SET PROBLEM:
Go through the lines below and copy each one that holds the string "screenshot".

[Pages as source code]
▬▬▬▬▬▬▬▬▬▬

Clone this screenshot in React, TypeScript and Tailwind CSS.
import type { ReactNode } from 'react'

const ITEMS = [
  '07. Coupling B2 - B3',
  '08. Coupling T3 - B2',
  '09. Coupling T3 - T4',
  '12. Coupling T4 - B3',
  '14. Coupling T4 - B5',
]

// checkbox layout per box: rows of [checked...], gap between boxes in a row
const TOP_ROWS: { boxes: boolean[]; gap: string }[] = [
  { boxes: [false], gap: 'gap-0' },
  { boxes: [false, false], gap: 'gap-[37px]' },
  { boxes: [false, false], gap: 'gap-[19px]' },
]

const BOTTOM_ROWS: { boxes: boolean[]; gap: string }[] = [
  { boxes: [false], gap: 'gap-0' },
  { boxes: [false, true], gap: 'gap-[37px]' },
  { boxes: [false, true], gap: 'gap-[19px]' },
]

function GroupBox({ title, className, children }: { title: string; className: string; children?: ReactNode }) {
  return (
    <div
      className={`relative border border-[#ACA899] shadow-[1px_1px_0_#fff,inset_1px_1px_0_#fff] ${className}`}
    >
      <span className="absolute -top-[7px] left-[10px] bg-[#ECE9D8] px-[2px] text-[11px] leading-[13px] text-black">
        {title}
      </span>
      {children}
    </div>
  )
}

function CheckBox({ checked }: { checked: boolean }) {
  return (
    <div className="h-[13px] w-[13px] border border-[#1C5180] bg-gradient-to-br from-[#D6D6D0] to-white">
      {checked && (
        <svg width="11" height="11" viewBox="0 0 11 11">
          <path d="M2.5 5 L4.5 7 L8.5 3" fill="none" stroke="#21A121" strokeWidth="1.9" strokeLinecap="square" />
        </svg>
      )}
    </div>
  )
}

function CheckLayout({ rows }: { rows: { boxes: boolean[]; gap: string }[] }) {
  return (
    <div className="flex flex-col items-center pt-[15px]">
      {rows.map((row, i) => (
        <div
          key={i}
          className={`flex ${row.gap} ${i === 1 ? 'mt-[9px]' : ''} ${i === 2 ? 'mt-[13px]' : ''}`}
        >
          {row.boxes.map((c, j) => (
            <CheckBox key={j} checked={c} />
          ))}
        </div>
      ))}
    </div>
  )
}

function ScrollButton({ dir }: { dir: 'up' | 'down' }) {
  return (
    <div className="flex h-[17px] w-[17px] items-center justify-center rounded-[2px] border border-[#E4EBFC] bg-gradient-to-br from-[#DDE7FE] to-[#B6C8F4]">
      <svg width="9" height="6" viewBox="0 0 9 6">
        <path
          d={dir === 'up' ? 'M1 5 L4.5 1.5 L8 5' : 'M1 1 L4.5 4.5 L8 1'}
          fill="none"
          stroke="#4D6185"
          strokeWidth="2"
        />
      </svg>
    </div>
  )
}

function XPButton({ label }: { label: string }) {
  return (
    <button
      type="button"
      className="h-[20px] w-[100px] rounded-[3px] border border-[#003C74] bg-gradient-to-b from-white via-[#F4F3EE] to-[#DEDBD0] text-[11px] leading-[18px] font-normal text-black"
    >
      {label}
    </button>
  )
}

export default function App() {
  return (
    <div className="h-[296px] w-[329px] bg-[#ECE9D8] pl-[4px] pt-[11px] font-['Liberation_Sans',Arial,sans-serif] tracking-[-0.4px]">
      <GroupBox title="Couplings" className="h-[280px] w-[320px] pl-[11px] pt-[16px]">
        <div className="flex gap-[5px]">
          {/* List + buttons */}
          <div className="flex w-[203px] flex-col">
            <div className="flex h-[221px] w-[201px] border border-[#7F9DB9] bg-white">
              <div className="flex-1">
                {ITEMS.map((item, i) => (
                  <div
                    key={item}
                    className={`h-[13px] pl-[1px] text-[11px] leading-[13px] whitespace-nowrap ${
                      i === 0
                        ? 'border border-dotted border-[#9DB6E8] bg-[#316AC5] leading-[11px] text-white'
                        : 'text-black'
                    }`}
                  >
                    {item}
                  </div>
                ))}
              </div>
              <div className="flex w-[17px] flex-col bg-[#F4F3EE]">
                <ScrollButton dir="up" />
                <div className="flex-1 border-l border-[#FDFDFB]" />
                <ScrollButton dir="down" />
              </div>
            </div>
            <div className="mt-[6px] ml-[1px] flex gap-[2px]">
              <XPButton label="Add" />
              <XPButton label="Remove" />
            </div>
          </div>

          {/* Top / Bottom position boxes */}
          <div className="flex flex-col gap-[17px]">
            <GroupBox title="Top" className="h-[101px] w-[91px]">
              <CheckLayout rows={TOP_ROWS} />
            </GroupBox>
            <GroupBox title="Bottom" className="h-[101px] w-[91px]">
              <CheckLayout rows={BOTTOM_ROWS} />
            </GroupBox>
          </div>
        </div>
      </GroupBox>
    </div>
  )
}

▬▬▬▬▬▬▬▬▬▬

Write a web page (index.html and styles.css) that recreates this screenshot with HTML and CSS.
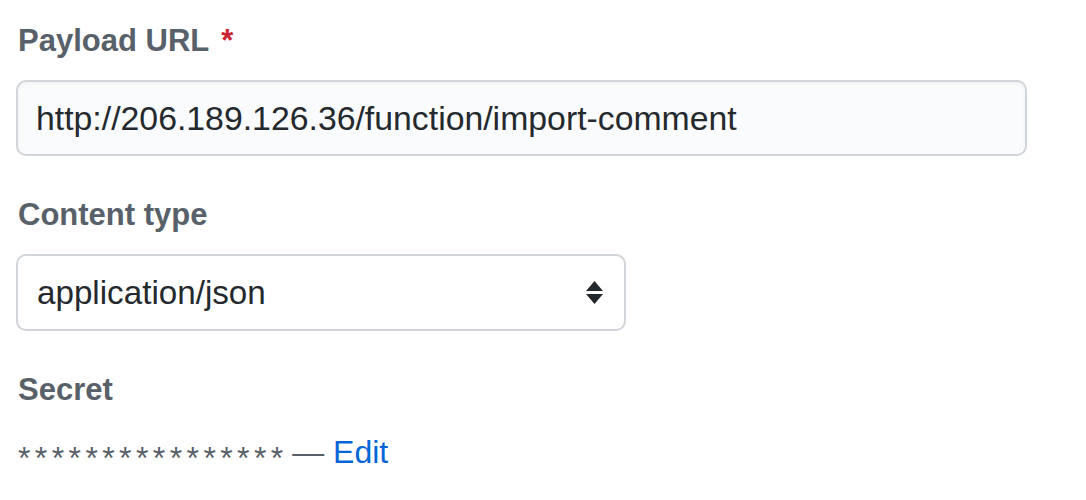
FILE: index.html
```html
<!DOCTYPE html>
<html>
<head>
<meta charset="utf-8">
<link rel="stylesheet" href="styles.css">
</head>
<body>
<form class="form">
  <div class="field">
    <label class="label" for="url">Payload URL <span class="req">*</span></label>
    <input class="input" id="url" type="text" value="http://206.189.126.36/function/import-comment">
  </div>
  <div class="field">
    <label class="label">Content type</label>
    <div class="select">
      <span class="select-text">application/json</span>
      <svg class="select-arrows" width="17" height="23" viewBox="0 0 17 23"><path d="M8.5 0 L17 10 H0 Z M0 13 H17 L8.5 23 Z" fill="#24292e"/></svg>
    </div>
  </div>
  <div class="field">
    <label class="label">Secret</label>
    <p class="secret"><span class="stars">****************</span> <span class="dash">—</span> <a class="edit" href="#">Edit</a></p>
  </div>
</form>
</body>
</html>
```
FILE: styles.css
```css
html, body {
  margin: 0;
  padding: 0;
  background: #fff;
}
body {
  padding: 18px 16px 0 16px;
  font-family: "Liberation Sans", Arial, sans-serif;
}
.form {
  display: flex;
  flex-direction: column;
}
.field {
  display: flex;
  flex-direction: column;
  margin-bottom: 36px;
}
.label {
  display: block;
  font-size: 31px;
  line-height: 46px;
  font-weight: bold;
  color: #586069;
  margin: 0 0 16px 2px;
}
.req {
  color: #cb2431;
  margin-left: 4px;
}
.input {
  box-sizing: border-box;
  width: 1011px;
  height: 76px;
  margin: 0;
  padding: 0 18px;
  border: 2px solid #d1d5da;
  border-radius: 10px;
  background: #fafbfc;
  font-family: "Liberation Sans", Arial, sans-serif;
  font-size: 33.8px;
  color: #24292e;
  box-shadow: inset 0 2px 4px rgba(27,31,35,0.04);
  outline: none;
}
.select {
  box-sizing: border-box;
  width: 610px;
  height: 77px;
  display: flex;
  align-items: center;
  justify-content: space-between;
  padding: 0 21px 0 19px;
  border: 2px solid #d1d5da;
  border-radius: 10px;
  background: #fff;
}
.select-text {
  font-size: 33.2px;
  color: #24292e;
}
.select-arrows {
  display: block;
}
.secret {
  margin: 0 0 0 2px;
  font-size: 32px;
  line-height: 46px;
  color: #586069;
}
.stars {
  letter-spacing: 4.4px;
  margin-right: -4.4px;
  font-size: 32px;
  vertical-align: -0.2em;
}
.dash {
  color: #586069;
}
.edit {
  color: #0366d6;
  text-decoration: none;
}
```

▬▬▬▬▬▬▬▬▬▬

SOLUTION FOR THIS TASK:
Clone this screenshot in React, TypeScript and Tailwind CSS.
Write a web page (index.html and styles.css) that recreates this screenshot with HTML and CSS.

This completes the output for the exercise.